»Jeder Hofgesessene sollte glauben, die öffentlichen Anstalten würden auch seinem Urteil vorgelegt« Geistiger Aufbruch im Osnabrückischen Intelligenzblatt (original) (raw)
1997, Sturm und Drang. Geistiger Aufbruch 1770-1790 im Spiegel der Literatur. Hg. von Bodo Plachta und Winfried Woesler
Die Intelligenzblätter des 18. Jahrhunderts, die sich in engem Zusammenhang mit den städtischen oder territorialen Gewalten des alten Reiches erfolgreich etablieren konnten, noch bevor ein wirtschaftlich tragfähiger literarischpublizistischer Markt entstanden war, gelten bis in die jüngste Zeit als Forschungslücke im Rahmen der Fragestellungen einer historisch orientierten Kommunikationswissenschaft.
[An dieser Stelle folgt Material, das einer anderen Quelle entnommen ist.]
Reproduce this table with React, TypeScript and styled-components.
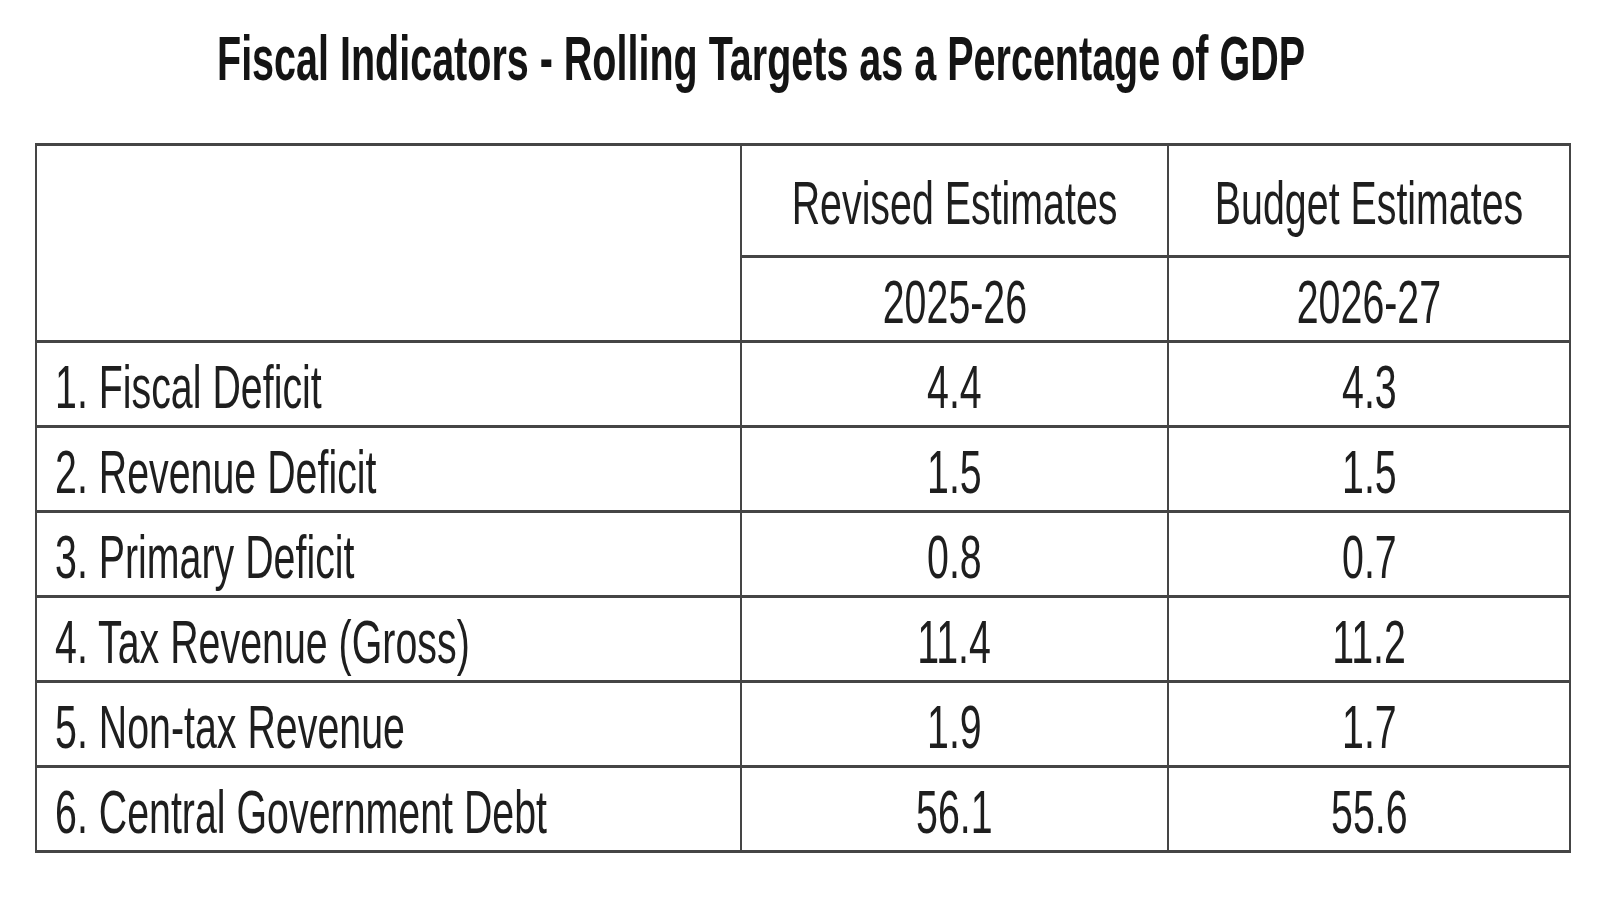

Als ein »Medium praktischer Aufklärung« erkannt, sind seither einzelne dieser Periodika und der hier konstatierte »Diskurs des Wissens« zum Thema gemacht worden. 1 Von der Seite der historischen Medien-oder Kommunikationsforschung gesehen-im Blick geschärft seit Jürgen Habermas' 1962 erschienenen Werk Strukturwandel der Öffentlichkeit-führt an der Kraft des Faktischen dieses publizistischen Genres kaum ein Weg vorbei: Die Intelligenzblätter, oder das ›Intelligenz-wesen‹, wie der dafür eingerichtete Apparat, bestehend aus festem Büro, Redaktion, Anzeigenannahme, Abonnementswesen und Rechnungsführung, genannt wurde-dieses Intelligenzwesen ist mit der Vielzahl der Gründungen und der Verbreitung über die Territorien des Reiches von solchem publizistischen Gewicht, daß es naheliegt, hier einen Schauplatz »geistigen Aufbruchs« in der zweiten Hälfte des 18. Jahrhunderts zu suchen. 2 Schon die formelle Seite der Verbreitung der Intelligenzblätter ist beeindruckend: Was heute höchstrichterlich-verfassungsmäßig die »mediale Grundversorgung« heißt, setzen seit 1750 in einem Zeitraum von etwa drei Jahrzehnten zum ersten Mal die z.T. mehrfach wöchentlich erscheinenden Intelligenzblätter durch. Erst das 20. Jahrhundert sieht mit der Ubiquität von Rundfunk und Fernsehen auf anderer Entwicklungsstufe ähnlich Neues. Die größte Häufung von Intelligenzblatt-Gründungen in den 6oer Jahren des 18. Jahrhunderts ist mit wirtschaftlichen und politischen Krisenerscheinungen nach dem Siebenjährigen Krieg erklärt worden; von 1760 bis 1780 sind insgesamt 60 neuerscheinende Periodika dieser Art bekannt. 3 Mit der flächendeckenden Verbreitung der Blätter ist eine bis dahin unerreichte Ausdehnung des Adressatenkreises für periodisches Schrifttum, hinein in neue Publikumsschichten, verbunden, die vordem eher an der (Wiederholungs-)Lektüre von Katechismen und Kalendern orientiert waren.